|Dr. Kenneth Margerison, professor of history at Texas State University, will speak on the topic "French Lessons for Americans: Immigration, Islam and the Declaration of the Rights of Man and the Citizen" at 7 p.m. Thursday, Feb. 24 at the UTPA Library Auditorium for the University's Department of History and Philosophy's annual Rondel V. Davidson lecture.|
Margerison will present "French Lessons for Americans: Immigration, Islam and the Declaration of the Rights of Man and the Citizen" at 7 p.m. Thursday, Feb. 24 at the UTPA Library Auditorium.
Since the mid-19th century, colonialism, immigration, and the growth of Islam in France have created challenges for French republican principles, specifically the commitment to human rights guaranteed by the Declaration of the Rights of Man and the Citizen. Despite having fought for over a century to establish the French Republic, its supporters often ignored the rights associated with republicanism in their effort to expand and preserve French colonial power.

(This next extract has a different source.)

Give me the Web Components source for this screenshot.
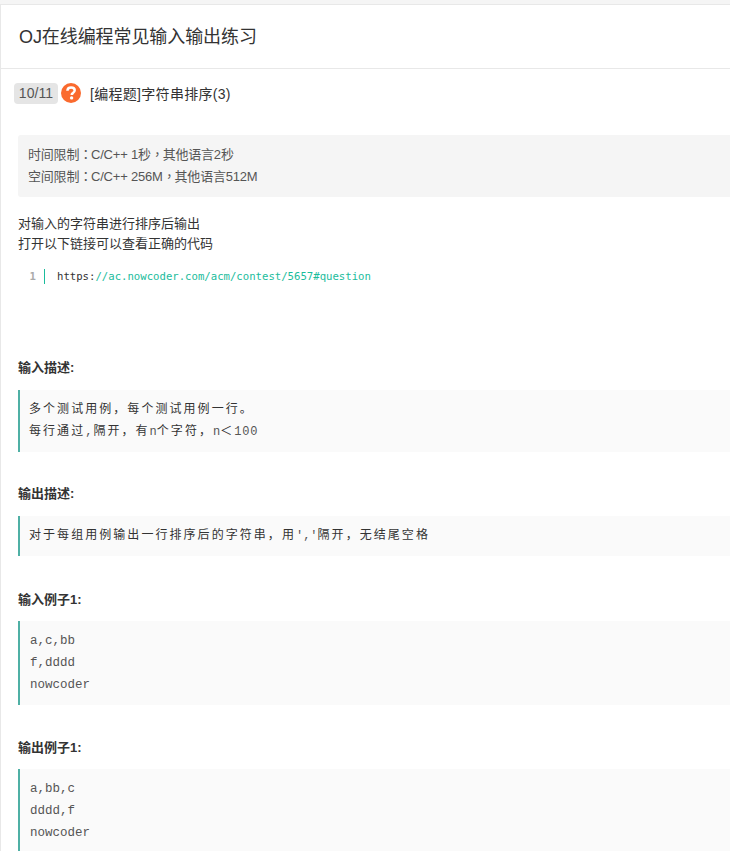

French society also had difficulty accepting the cultures of former colonial peoples who entered France and became citizens. These strains are particularly evident in the history of the French control of Algeria and the issues surrounding the immigration and acculturation of the North African Muslim population in France. A historical understanding of the French experience may provide Americans with important insights into their own problems regarding immigration and Islamic culture.
Margerison, who earned his Ph.D. from Duke University in 1973, specializes in early modern Europe with special attention to the age of the Enlightenment and Revolution. He is the author of two books "P.–L. Roederer: Political Thought and Practice During the French Revolution," published in 1983, and "Pamphlets and Public Opinion: The Campaign for a Union of Orders in the Early French Revolution," published in 1998.
The annual Rondel V. Davidson lecture is made possible by the Rondel V. Davidson Endowment, a fund supported by private donations given in memory of Dr. Davidson, late professor and chair of the Department of History and Philosophy at UTPA, to arouse interest in issues of history, identity, memory and cross-connections in the arts and humanities that arise from the study of the human past.